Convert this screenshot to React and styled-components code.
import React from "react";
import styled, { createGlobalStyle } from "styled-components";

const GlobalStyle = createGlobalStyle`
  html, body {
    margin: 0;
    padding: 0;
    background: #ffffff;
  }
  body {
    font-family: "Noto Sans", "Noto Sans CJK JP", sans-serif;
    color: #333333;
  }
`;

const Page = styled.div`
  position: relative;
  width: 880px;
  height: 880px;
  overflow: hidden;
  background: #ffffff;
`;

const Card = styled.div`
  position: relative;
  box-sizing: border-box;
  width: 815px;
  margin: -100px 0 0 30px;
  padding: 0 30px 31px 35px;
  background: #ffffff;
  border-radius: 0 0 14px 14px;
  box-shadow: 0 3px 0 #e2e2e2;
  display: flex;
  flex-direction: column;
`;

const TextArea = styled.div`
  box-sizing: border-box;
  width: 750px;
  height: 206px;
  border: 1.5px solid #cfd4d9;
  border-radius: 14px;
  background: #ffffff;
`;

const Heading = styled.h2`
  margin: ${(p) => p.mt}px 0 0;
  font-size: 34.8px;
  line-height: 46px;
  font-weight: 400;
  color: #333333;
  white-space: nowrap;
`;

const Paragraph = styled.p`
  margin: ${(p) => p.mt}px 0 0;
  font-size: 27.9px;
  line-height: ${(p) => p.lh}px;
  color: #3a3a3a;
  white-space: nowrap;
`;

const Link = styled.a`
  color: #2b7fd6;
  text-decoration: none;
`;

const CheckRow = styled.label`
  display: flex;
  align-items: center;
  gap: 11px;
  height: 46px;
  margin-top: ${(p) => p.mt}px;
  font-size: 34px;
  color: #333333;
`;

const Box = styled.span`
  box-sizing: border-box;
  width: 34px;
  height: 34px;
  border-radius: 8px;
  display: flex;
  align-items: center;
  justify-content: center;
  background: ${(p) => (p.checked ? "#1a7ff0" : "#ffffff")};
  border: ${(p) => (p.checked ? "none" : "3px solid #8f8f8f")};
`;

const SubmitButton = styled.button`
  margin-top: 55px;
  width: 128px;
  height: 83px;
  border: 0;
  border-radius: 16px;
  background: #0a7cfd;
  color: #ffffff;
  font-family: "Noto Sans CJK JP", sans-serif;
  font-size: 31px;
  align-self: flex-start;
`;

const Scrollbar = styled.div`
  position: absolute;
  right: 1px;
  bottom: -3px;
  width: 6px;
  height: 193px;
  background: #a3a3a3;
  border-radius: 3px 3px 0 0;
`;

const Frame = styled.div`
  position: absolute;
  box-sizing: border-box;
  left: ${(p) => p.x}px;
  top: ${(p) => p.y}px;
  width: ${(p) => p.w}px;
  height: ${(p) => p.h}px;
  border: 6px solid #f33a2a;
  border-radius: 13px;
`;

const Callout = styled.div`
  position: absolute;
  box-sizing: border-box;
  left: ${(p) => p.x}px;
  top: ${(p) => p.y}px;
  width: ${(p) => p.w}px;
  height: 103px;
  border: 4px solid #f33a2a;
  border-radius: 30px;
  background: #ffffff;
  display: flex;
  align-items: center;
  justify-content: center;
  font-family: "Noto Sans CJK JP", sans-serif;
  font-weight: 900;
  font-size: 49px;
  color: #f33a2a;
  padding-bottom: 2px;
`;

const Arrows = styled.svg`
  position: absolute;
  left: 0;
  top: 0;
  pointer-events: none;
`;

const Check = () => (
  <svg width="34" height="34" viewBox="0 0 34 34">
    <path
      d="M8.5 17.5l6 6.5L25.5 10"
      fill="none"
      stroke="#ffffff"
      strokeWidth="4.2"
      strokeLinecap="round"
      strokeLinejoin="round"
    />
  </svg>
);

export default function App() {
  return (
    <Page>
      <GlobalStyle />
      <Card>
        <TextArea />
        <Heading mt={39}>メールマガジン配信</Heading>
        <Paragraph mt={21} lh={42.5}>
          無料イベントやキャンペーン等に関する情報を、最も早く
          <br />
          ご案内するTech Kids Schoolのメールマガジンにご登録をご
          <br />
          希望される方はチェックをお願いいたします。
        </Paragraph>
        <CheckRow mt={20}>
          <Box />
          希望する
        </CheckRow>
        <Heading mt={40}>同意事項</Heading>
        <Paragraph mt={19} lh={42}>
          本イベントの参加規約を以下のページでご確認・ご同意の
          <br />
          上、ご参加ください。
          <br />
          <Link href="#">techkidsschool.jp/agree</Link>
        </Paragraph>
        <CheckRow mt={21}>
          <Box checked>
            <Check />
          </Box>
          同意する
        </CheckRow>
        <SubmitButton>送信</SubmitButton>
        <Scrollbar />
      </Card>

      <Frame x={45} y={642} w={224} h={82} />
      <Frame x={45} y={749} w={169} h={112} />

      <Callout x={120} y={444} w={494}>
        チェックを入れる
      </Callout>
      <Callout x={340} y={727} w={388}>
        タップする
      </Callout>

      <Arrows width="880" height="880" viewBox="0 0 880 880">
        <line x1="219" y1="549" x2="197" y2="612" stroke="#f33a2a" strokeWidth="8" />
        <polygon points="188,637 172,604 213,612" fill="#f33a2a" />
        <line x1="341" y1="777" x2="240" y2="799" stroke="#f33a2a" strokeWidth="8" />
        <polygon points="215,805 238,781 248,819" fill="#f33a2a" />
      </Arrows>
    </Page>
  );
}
------------------------------------------------
Using the data above, output each line exactly.

Response below
Convert this screenshot to React and styled-components code.
import React from "react";
import styled, { createGlobalStyle } from "styled-components";

const GlobalStyle = createGlobalStyle`
  html, body {
    margin: 0;
    padding: 0;
    background: #ffffff;
  }
  body {
    font-family: "Noto Sans", "Noto Sans CJK JP", sans-serif;
    color: #333333;
  }
`;

const Page = styled.div`
  position: relative;
  width: 880px;
  height: 880px;
  overflow: hidden;
  background: #ffffff;
`;

const Card = styled.div`
  position: relative;
  box-sizing: border-box;
  width: 815px;
  margin: -100px 0 0 30px;
  padding: 0 30px 31px 35px;
  background: #ffffff;
  border-radius: 0 0 14px 14px;
  box-shadow: 0 3px 0 #e2e2e2;
  display: flex;
  flex-direction: column;
`;

const TextArea = styled.div`
  box-sizing: border-box;
  width: 750px;
  height: 206px;
  border: 1.5px solid #cfd4d9;
  border-radius: 14px;
  background: #ffffff;
`;

const Heading = styled.h2`
  margin: ${(p) => p.mt}px 0 0;
  font-size: 34.8px;
  line-height: 46px;
  font-weight: 400;
  color: #333333;
  white-space: nowrap;
`;

const Paragraph = styled.p`
  margin: ${(p) => p.mt}px 0 0;
  font-size: 27.9px;
  line-height: ${(p) => p.lh}px;
  color: #3a3a3a;
  white-space: nowrap;
`;

const Link = styled.a`
  color: #2b7fd6;
  text-decoration: none;
`;

const CheckRow = styled.label`
  display: flex;
  align-items: center;
  gap: 11px;
  height: 46px;
  margin-top: ${(p) => p.mt}px;
  font-size: 34px;
  color: #333333;
`;

const Box = styled.span`
  box-sizing: border-box;
  width: 34px;
  height: 34px;
  border-radius: 8px;
  display: flex;
  align-items: center;
  justify-content: center;
  background: ${(p) => (p.checked ? "#1a7ff0" : "#ffffff")};
  border: ${(p) => (p.checked ? "none" : "3px solid #8f8f8f")};
`;

const SubmitButton = styled.button`
  margin-top: 55px;
  width: 128px;
  height: 83px;
  border: 0;
  border-radius: 16px;
  background: #0a7cfd;
  color: #ffffff;
  font-family: "Noto Sans CJK JP", sans-serif;
  font-size: 31px;
  align-self: flex-start;
`;

const Scrollbar = styled.div`
  position: absolute;
  right: 1px;
  bottom: -3px;
  width: 6px;
  height: 193px;
  background: #a3a3a3;
  border-radius: 3px 3px 0 0;
`;

const Frame = styled.div`
  position: absolute;
  box-sizing: border-box;
  left: ${(p) => p.x}px;
  top: ${(p) => p.y}px;
  width: ${(p) => p.w}px;
  height: ${(p) => p.h}px;
  border: 6px solid #f33a2a;
  border-radius: 13px;
`;

const Callout = styled.div`
  position: absolute;
  box-sizing: border-box;
  left: ${(p) => p.x}px;
  top: ${(p) => p.y}px;
  width: ${(p) => p.w}px;
  height: 103px;
  border: 4px solid #f33a2a;
  border-radius: 30px;
  background: #ffffff;
  display: flex;
  align-items: center;
  justify-content: center;
  font-family: "Noto Sans CJK JP", sans-serif;
  font-weight: 900;
  font-size: 49px;
  color: #f33a2a;
  padding-bottom: 2px;
`;

const Arrows = styled.svg`
  position: absolute;
  left: 0;
  top: 0;
  pointer-events: none;
`;

const Check = () => (
  <svg width="34" height="34" viewBox="0 0 34 34">
    <path
      d="M8.5 17.5l6 6.5L25.5 10"
      fill="none"
      stroke="#ffffff"
      strokeWidth="4.2"
      strokeLinecap="round"
      strokeLinejoin="round"
    />
  </svg>
);

export default function App() {
  return (
    <Page>
      <GlobalStyle />
      <Card>
        <TextArea />
        <Heading mt={39}>メールマガジン配信</Heading>
        <Paragraph mt={21} lh={42.5}>
          無料イベントやキャンペーン等に関する情報を、最も早く
          <br />
          ご案内するTech Kids Schoolのメールマガジンにご登録をご
          <br />
          希望される方はチェックをお願いいたします。
        </Paragraph>
        <CheckRow mt={20}>
          <Box />
          希望する
        </CheckRow>
        <Heading mt={40}>同意事項</Heading>
        <Paragraph mt={19} lh={42}>
          本イベントの参加規約を以下のページでご確認・ご同意の
          <br />
          上、ご参加ください。
          <br />
          <Link href="#">techkidsschool.jp/agree</Link>
        </Paragraph>
        <CheckRow mt={21}>
          <Box checked>
            <Check />
          </Box>
          同意する
        </CheckRow>
        <SubmitButton>送信</SubmitButton>
        <Scrollbar />
      </Card>

      <Frame x={45} y={642} w={224} h={82} />
      <Frame x={45} y={749} w={169} h={112} />

      <Callout x={120} y={444} w={494}>
        チェックを入れる
      </Callout>
      <Callout x={340} y={727} w={388}>
        タップする
      </Callout>

      <Arrows width="880" height="880" viewBox="0 0 880 880">
        <line x1="219" y1="549" x2="197" y2="612" stroke="#f33a2a" strokeWidth="8" />
        <polygon points="188,637 172,604 213,612" fill="#f33a2a" />
        <line x1="341" y1="777" x2="240" y2="799" stroke="#f33a2a" strokeWidth="8" />
        <polygon points="215,805 238,781 248,819" fill="#f33a2a" />
      </Arrows>
    </Page>
  );
}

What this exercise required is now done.